Exercise —
The lines from the top of the material below through the line containing "left-0 top-[1188px] w-[1130px]" are to be printed exactly, with pictures omitted.

Raw data —

──────

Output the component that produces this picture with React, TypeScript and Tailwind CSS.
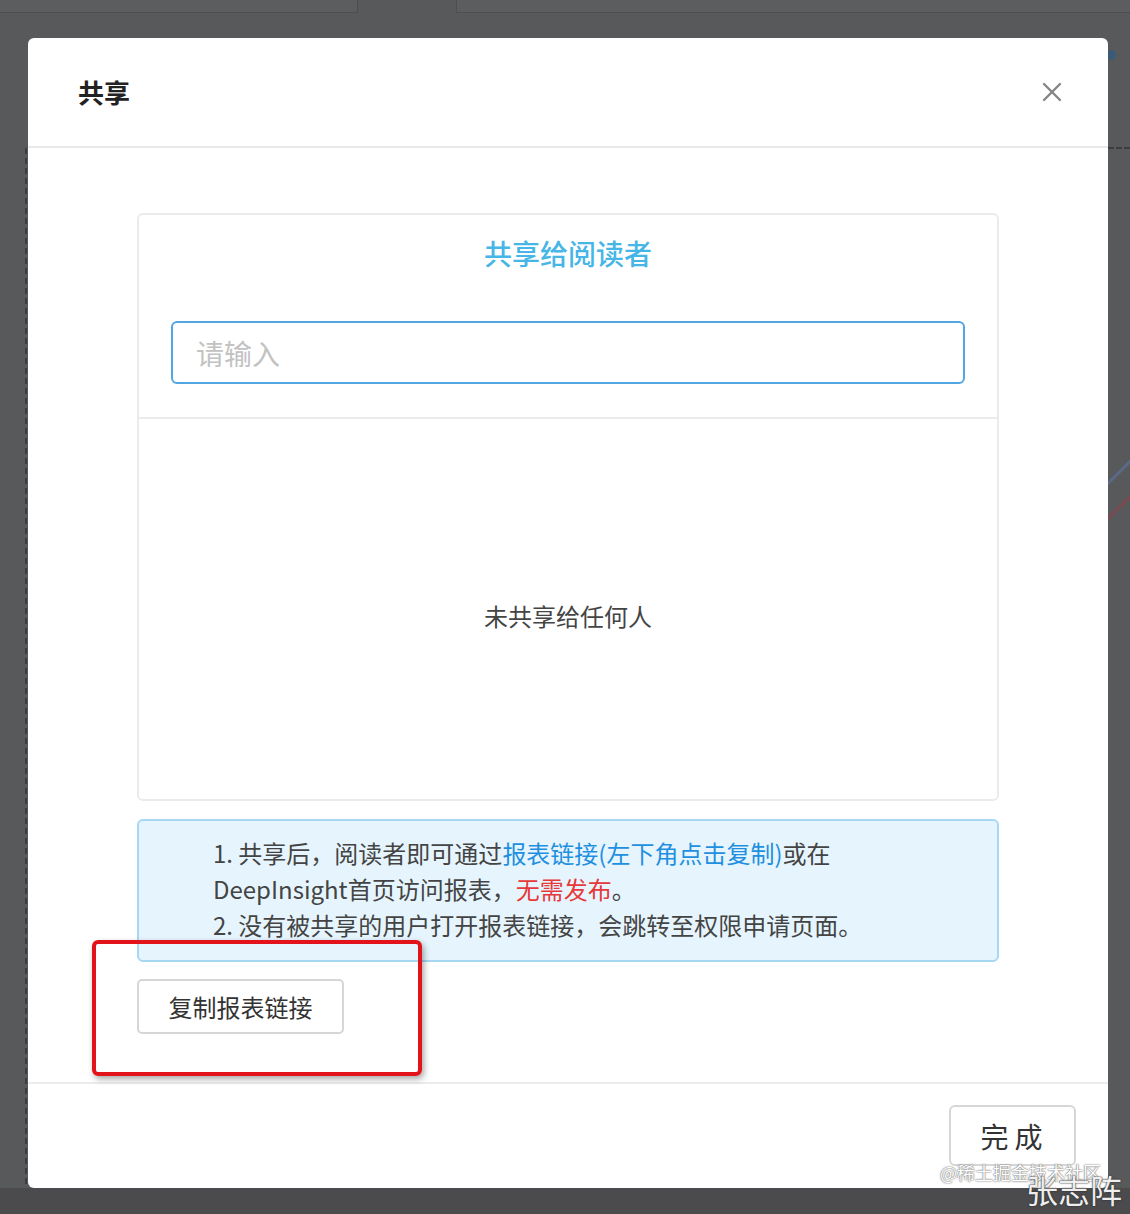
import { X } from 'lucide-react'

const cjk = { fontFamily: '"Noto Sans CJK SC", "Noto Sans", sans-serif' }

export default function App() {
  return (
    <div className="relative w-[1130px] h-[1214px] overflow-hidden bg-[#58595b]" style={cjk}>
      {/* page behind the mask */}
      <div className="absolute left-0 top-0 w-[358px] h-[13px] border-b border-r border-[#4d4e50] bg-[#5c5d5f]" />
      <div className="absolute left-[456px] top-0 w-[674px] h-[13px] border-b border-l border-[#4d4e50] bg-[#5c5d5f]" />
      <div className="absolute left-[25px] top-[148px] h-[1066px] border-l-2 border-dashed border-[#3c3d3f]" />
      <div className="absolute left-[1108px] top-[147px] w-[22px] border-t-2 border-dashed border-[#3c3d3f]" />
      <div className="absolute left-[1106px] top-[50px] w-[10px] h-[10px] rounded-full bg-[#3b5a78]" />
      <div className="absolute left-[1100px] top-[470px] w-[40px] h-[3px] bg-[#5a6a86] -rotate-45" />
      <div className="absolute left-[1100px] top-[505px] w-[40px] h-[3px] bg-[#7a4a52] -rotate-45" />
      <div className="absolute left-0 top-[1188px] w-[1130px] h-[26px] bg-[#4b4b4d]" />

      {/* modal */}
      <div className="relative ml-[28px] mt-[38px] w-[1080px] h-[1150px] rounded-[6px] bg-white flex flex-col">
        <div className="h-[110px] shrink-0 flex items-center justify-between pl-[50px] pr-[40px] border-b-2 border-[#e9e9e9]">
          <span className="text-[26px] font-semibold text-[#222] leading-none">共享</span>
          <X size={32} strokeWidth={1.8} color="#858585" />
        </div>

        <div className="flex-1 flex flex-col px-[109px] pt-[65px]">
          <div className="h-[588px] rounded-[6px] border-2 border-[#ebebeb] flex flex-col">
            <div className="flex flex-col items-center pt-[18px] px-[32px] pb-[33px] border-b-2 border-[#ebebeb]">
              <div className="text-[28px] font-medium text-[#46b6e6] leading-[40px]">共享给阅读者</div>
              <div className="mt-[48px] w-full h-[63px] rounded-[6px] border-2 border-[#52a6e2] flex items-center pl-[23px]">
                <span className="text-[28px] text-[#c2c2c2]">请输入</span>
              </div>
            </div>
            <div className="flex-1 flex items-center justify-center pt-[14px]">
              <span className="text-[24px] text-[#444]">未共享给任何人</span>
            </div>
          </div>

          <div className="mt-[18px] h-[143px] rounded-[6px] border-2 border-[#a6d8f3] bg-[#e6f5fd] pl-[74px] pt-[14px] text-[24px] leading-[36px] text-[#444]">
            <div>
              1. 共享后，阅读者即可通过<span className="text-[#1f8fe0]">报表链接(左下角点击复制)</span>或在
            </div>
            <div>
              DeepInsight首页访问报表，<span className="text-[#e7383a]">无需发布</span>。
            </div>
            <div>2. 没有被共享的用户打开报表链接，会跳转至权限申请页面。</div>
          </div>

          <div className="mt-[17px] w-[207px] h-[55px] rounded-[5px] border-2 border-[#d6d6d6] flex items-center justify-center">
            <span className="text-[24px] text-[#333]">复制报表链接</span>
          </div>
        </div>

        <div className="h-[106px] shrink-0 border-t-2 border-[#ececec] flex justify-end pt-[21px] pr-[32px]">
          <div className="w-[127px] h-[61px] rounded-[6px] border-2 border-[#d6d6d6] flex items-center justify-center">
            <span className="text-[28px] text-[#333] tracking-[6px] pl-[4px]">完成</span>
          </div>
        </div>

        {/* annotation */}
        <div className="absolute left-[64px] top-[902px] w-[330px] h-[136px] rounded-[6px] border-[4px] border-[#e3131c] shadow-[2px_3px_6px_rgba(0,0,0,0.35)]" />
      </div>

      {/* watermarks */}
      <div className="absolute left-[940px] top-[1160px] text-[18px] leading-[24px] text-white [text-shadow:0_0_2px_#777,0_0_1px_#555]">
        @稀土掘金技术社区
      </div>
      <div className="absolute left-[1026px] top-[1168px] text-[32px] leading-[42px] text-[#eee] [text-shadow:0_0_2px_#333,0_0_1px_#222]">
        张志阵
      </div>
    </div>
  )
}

──────

Reply to the exercise —
Output the component that produces this picture with React, TypeScript and Tailwind CSS.
import { X } from 'lucide-react'

const cjk = { fontFamily: '"Noto Sans CJK SC", "Noto Sans", sans-serif' }

export default function App() {
  return (
    <div className="relative w-[1130px] h-[1214px] overflow-hidden bg-[#58595b]" style={cjk}>
      {/* page behind the mask */}
      <div className="absolute left-0 top-0 w-[358px] h-[13px] border-b border-r border-[#4d4e50] bg-[#5c5d5f]" />
      <div className="absolute left-[456px] top-0 w-[674px] h-[13px] border-b border-l border-[#4d4e50] bg-[#5c5d5f]" />
      <div className="absolute left-[25px] top-[148px] h-[1066px] border-l-2 border-dashed border-[#3c3d3f]" />
      <div className="absolute left-[1108px] top-[147px] w-[22px] border-t-2 border-dashed border-[#3c3d3f]" />
      <div className="absolute left-[1106px] top-[50px] w-[10px] h-[10px] rounded-full bg-[#3b5a78]" />
      <div className="absolute left-[1100px] top-[470px] w-[40px] h-[3px] bg-[#5a6a86] -rotate-45" />
      <div className="absolute left-[1100px] top-[505px] w-[40px] h-[3px] bg-[#7a4a52] -rotate-45" />
      <div className="absolute left-0 top-[1188px] w-[1130px] h-[26px] bg-[#4b4b4d]" />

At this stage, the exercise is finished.